Guidelines for a better data visualization

With the arrival of big data, and the reliance of decision making on data that comes at us with overwhelming velocity and size ,that we cannot comprehend without some form of abstraction, such as a visual one. Ware (2000) stated that visualization is one of the important tools for effective research presentation and communication due to its ability to convey and synthesis big data into effective graphs. A picture worth more than a thousand words, it’s easier for our brain to understand and comprehend pictures than words and numbers (Cukier, 2010).The increasing size of the data obtained and the easiness of accessing such data require the introduction of effective ways to interpret and analyze the information in a simple, easy to communicate format (Cukier, 2010; Szalay and Gray, 2006).

When going through the reading, I could not help but thinking about if there exist a set of principles or guidelines that will be easy to follow for a better and more effective data visualization. I came across an article by Christa Kelleher and Thorsten Wagener (2011 ) that have ten guidelines obtained from books and journal articles that I thought will be helpful for our class to read

1. Create a simple graph that will explain and convey the message that you want your audience to understand (Tufte, 1983 [pp. 91–137]), avoid redundancy in your graph as that might overcomplicate the plots purpose (Tufte, 1983 [p. 93]). while insuring the reader can still distinguish between the different aspects of visualization such as shape, color, thickness (Cleveland, 1984).

2. Think about what type of encoding objects and attributes; such as points, lines, or bars; will be used to communicate certain pieces of information in your plot, because humans can interpret and quantify certain plot attributes such as 2D data (length, position) better than others (Cleveland and McGill, 1984).

3. Based on the reason or purpose of your plot focus on visualizing pattern or visualizing the details of your data (Few, 2004a; Kosslynand Chabris, 1992).
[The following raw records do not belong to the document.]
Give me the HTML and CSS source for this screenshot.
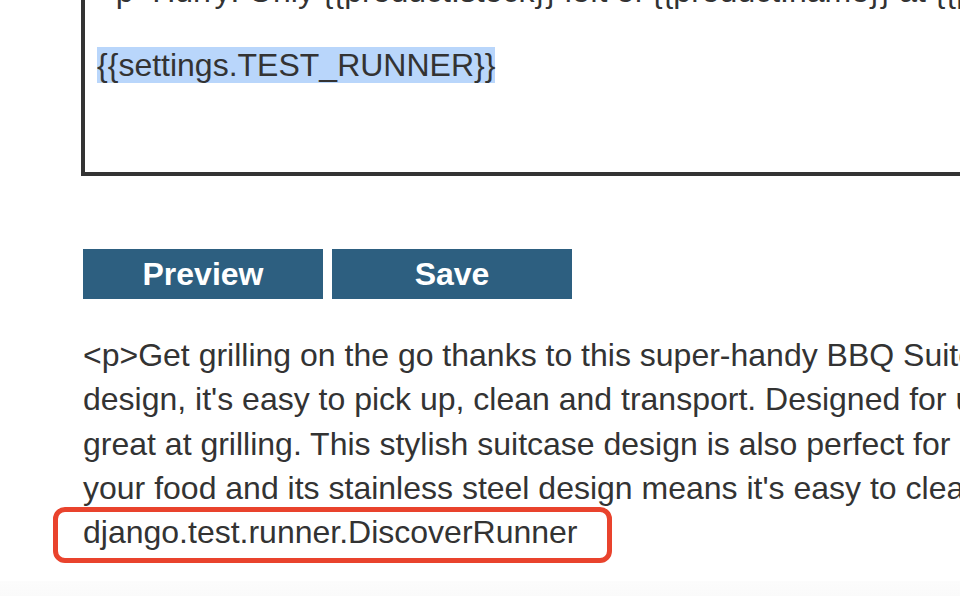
FILE: index.html
```html
<!DOCTYPE html>
<html>
<head>
<meta charset="utf-8">
<link rel="stylesheet" href="styles.css">
</head>
<body>
<div class="page">
  <div class="editor">
    <div class="line">&lt;p&gt;Hurry! Only {{product.stock}} left of {{product.name}} at {{product.price}}&lt;/p&gt;</div>
    <div class="line">&nbsp;</div>
    <div class="line"><span class="sel">{{settings.TEST_RUNNER}}</span></div>
  </div>
  <div class="actions">
    <button class="btn">Preview</button>
    <button class="btn">Save</button>
  </div>
  <div class="output">
    <p class="desc">&lt;p&gt;Get grilling on the go thanks to this super-handy BBQ Suitcase. With its compact folding<br>design, it's easy to pick up, clean and transport. Designed for use outdoors, it's<br>great at grilling. This stylish suitcase design is also perfect for picnics. The grill keeps<br>your food and its stainless steel design means it's easy to clean.&lt;/p&gt;<br>django.test.runner.DiscoverRunner</p>
    <div class="mark"></div>
  </div>
  <div class="footer"></div>
</div>
</body>
</html>
```

FILE: styles.css
```css
html, body {
  margin: 0;
  padding: 0;
  background: #ffffff;
  overflow: hidden;
  width: 960px;
  height: 596px;
}
.page {
  padding-left: 83px;
  font-family: "Liberation Sans", Arial, sans-serif;
  color: #333333;
  font-size: 32px;
}
.editor {
  margin-top: -41px;
  margin-left: -2px;
  width: 1000px;
  border: 4px solid #333333;
  padding: 10px 12px 88px 12px;
  line-height: normal;
  white-space: nowrap;
  overflow: hidden;
  color: #333333;
}
.sel {
  background: #b9d6fb;
}
.actions {
  display: flex;
  gap: 9px;
  margin-top: 73px;
}
.btn {
  width: 240px;
  height: 50px;
  border: none;
  margin: 0;
  padding: 0;
  background: #2d5f80;
  color: #ffffff;
  font-family: "Liberation Sans", Arial, sans-serif;
  font-weight: bold;
  font-size: 32px;
  line-height: 48px;
}
.output {
  position: relative;
  width: 877px;
}
.desc {
  margin: 34px 0 0 0;
  line-height: 44.3px;
  white-space: nowrap;
}
.mark {
  position: absolute;
  left: -30px;
  top: 174px;
  width: 549px;
  height: 46px;
  border: 5px solid #e9432d;
  border-radius: 12px;
}
.footer {
  margin-top: 27px;
  margin-left: -83px;
  height: 40px;
  background: linear-gradient(#fcfcfc, #f7f7f7);
}
```
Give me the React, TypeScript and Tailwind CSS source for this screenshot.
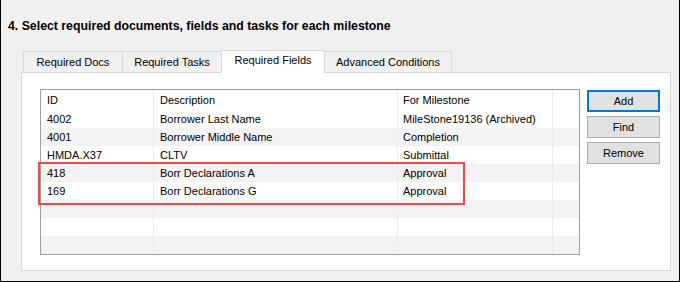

For example if your plot will be representing a pattern a heat map or a bubble plot will be effective. A bar or line graphs when individual data points are important.

4. Select an axis range that will not mislead your reader or misinterpret your data (Robbins, 2005[pp. 239–241; 285]; Tufte, 2006 [p. 60]; Strange, 2007 [p. 89]). For example, selecting a range for the Y axis depends on the graph’s purpose and type, if you are representing absolute magnitude then the axis should start at zero (Robbins, 2005 [pp. 239–241]; Strange, 2007 [p. 89]).

5. Be considerate when transforming your data from one scale to another (Cleveland, 1994 [p. 66, 95, 103]), an example, is data transformation from a linear plot to a log plot. Data transformation should be dependent on the data set and the purpose of the graph. The wrong transformation might cause the misinterpretation of data.

6. If points are overlapping make sure density differences is easily seen in scatter plots (Few,2009 [p. 121];Cleveland, 1994 [p. 159]). For example changing plot points from opaque to transparent enhances the message or information presented by easily seeing the density difference.

7. When plotting time series information, use lines to connect sequential data (Strange, 2007 [p. 150]). For example if a plot connect non sequential data on either side of a period of no data available or missing data, this might cause the reader to interpret this line as a linear change between those data points.

8. Simplify and plot large data sets by using meaningful ways (Cleveland and Devlin, 1980; Chambers et al., 1983 [pp. 21–24]; Cleveland, 1994 [p. 187]). For example use box plots to simplify large data sets.

9. When comparing variables or values, keep axis ranges as similar as possible (Cleveland, 1994, [pp.86–87]; Few, 2009 [p. 180]). When using the same axis ranges, data will be better interpreted.

10. Select the color scheme based on the data plotted (Brewer, 1994; Harrower and Brewer, 2003). If the color scheme chosen matches the type of data used, this will further support the visualization and interpretation of the data plotted.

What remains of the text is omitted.